To be honest, though, when I first began revisiting the notion of Hell and realized that Jesus’ words were not pointing to a literal place but that he was using the Israelite’s hellish words (that they used as a club against other “sinners”) against THEM to make a shock-and-awe point, it shook me up because now I had to revisit why Jesus came. Because for me back then, Jesus and Hell were like intertwined vines. It took time to mentally separate the two vines. As I did, the Bible, Jesus, God, love and justice took on a whole new level of gloriousness (a new word). It honestly caused me to celebrate, thinking, as my good friend Dave put it, “I always knew this God existed but never believed it.”

I celebrated the loss of Hell because it opened up a far more powerful, loving, gracious, just, righteous, and awe-provoking God.

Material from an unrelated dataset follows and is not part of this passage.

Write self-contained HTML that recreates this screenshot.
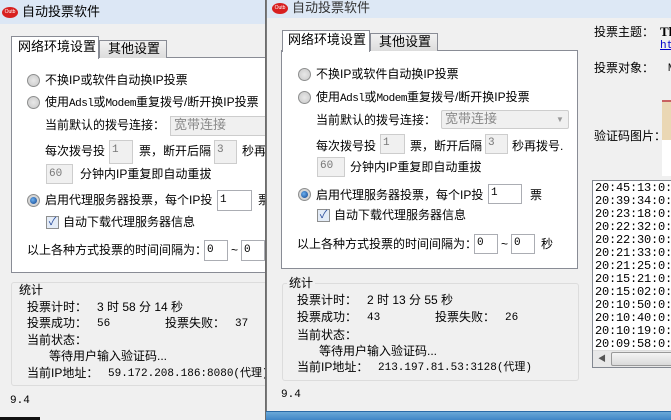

If we were all honest, I don’t think the traditional notion of an eternal, conscious, tormenting hell sits well with most of us. Perhaps because it is one of Satan lies to cause us to be terrified of God or reject God for God’s evil heart that would do that to God’s creation. And what a great strategy to intertwine Jesus’ purpose with Hell, right? … You can’t lose Hell without losing Jesus. So yes, I said it, I believe that the traditional notion of Hell does not originate from God, but from God’s enemy.

Jesus’ death and resurrection has far great cosmic ripples in scope and purpose than we can even begin to grasp or imagine. That it simply did not make a way for potential restoration and forgiveness for some who happen to find it, but indeed declared love, restoration and forgiveness for all. Karl Barth said that the cross was God’s NO! to sin and death and His YES! to all of creation. That is something to ponder for a lifetime…with or without Hell.